— Start of Given material —

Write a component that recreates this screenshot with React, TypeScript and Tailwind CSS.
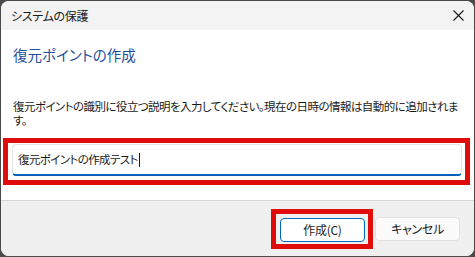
const jp = "font-['Yu_Gothic_UI','Noto_Sans_CJK_JP',sans-serif] [font-feature-settings:'palt']";

function CloseIcon() {
  return (
    <svg width="11" height="11" viewBox="0 0 11 11" aria-hidden="true">
      <path d="M0.5 0.5L10.5 10.5M10.5 0.5L0.5 10.5" stroke="#1a1a1a" strokeWidth="1.1" fill="none" />
    </svg>
  );
}

export default function App() {
  return (
    <div className={`h-[257px] w-[475px] bg-[#4a4a4a] p-px ${jp}`}>
      <div className="flex h-full flex-col overflow-hidden rounded-[8px] bg-white">
        {/* title bar */}
        <div className="flex h-[29px] shrink-0 items-center justify-between bg-[#f3f3f3] pl-[10px] pr-[10px]">
          <span className="text-[12px] leading-none tracking-[-0.3px] text-[#1a1a1a]">システムの保護</span>
          <CloseIcon />
        </div>

        {/* body */}
        <div className="flex-1">
          <h1 className="mt-[15px] px-[12px] text-[14.5px] leading-[20px] text-[#1f4f9e]">復元ポイントの作成</h1>
          <p className="mt-[34px] whitespace-nowrap px-[12px] text-[11.5px] leading-[14px] tracking-[-0.55px] text-[#1a1a1a]">
            復元ポイントの識別に役立つ説明を入力してください。現在の日時の情報は自動的に追加されま
            <br />
            す。
          </p>
          <div className="ml-[2px] mt-[11px] h-[47px] w-[467px] border-[5px] border-[#e00b0b] pl-[4px] pr-[3px] pt-px">
            <div className="flex h-[32px] items-center rounded-[4px] border border-b-2 border-[#e3e3e3] border-b-[#005fb8] bg-white pl-[5px]">
              <span className="text-[11.5px] leading-none tracking-[-0.6px] text-[#1a1a1a]">復元ポイントの作成テスト</span>
              <span className="ml-px h-[14px] w-px bg-[#1a1a1a]" />
            </div>
          </div>
        </div>

        {/* footer */}
        <div className="flex h-[56px] shrink-0 items-center justify-end border-t border-[#d6d6d6] bg-[#f0f0f0] pr-[14px]">
          <div className="border-[5px] border-[#e00b0b] pb-[2px] pl-[4px] pr-[3px] pt-[4px]">
            <button
              type="button"
              className="flex h-[24px] w-[85px] items-center justify-center rounded-[4px] border border-[#0067c0] bg-white text-[12px] tracking-[-0.3px] text-[#1a1a1a]"
            >
              作成(C)
            </button>
          </div>
          <button
            type="button"
            className="ml-[2px] flex h-[24px] w-[85px] items-center justify-center rounded-[4px] border border-[#e0e0e0] bg-[#fbfbfb] text-[12px] tracking-[-0.3px] text-[#1a1a1a]"
          >
            キャンセル
          </button>
        </div>
      </div>
    </div>
  );
}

— End of Given material —

### What is asked
Without the pictures, write out the whole listing above exactly as it appears.

### Exercise output
Write a component that recreates this screenshot with React, TypeScript and Tailwind CSS.
const jp = "font-['Yu_Gothic_UI','Noto_Sans_CJK_JP',sans-serif] [font-feature-settings:'palt']";

function CloseIcon() {
  return (
    <svg width="11" height="11" viewBox="0 0 11 11" aria-hidden="true">
      <path d="M0.5 0.5L10.5 10.5M10.5 0.5L0.5 10.5" stroke="#1a1a1a" strokeWidth="1.1" fill="none" />
    </svg>
  );
}

export default function App() {
  return (
    <div className={`h-[257px] w-[475px] bg-[#4a4a4a] p-px ${jp}`}>
      <div className="flex h-full flex-col overflow-hidden rounded-[8px] bg-white">
        {/* title bar */}
        <div className="flex h-[29px] shrink-0 items-center justify-between bg-[#f3f3f3] pl-[10px] pr-[10px]">
          <span className="text-[12px] leading-none tracking-[-0.3px] text-[#1a1a1a]">システムの保護</span>
          <CloseIcon />
        </div>

        {/* body */}
        <div className="flex-1">
          <h1 className="mt-[15px] px-[12px] text-[14.5px] leading-[20px] text-[#1f4f9e]">復元ポイントの作成</h1>
          <p className="mt-[34px] whitespace-nowrap px-[12px] text-[11.5px] leading-[14px] tracking-[-0.55px] text-[#1a1a1a]">
            復元ポイントの識別に役立つ説明を入力してください。現在の日時の情報は自動的に追加されま
            <br />
            す。
          </p>
          <div className="ml-[2px] mt-[11px] h-[47px] w-[467px] border-[5px] border-[#e00b0b] pl-[4px] pr-[3px] pt-px">
            <div className="flex h-[32px] items-center rounded-[4px] border border-b-2 border-[#e3e3e3] border-b-[#005fb8] bg-white pl-[5px]">
              <span className="text-[11.5px] leading-none tracking-[-0.6px] text-[#1a1a1a]">復元ポイントの作成テスト</span>
              <span className="ml-px h-[14px] w-px bg-[#1a1a1a]" />
            </div>
          </div>
        </div>

        {/* footer */}
        <div className="flex h-[56px] shrink-0 items-center justify-end border-t border-[#d6d6d6] bg-[#f0f0f0] pr-[14px]">
          <div className="border-[5px] border-[#e00b0b] pb-[2px] pl-[4px] pr-[3px] pt-[4px]">
            <button
              type="button"
              className="flex h-[24px] w-[85px] items-center justify-center rounded-[4px] border border-[#0067c0] bg-white text-[12px] tracking-[-0.3px] text-[#1a1a1a]"
            >
              作成(C)
            </button>
          </div>
          <button
            type="button"
            className="ml-[2px] flex h-[24px] w-[85px] items-center justify-center rounded-[4px] border border-[#e0e0e0] bg-[#fbfbfb] text-[12px] tracking-[-0.3px] text-[#1a1a1a]"
          >
            キャンセル
          </button>
        </div>
      </div>
    </div>
  );
}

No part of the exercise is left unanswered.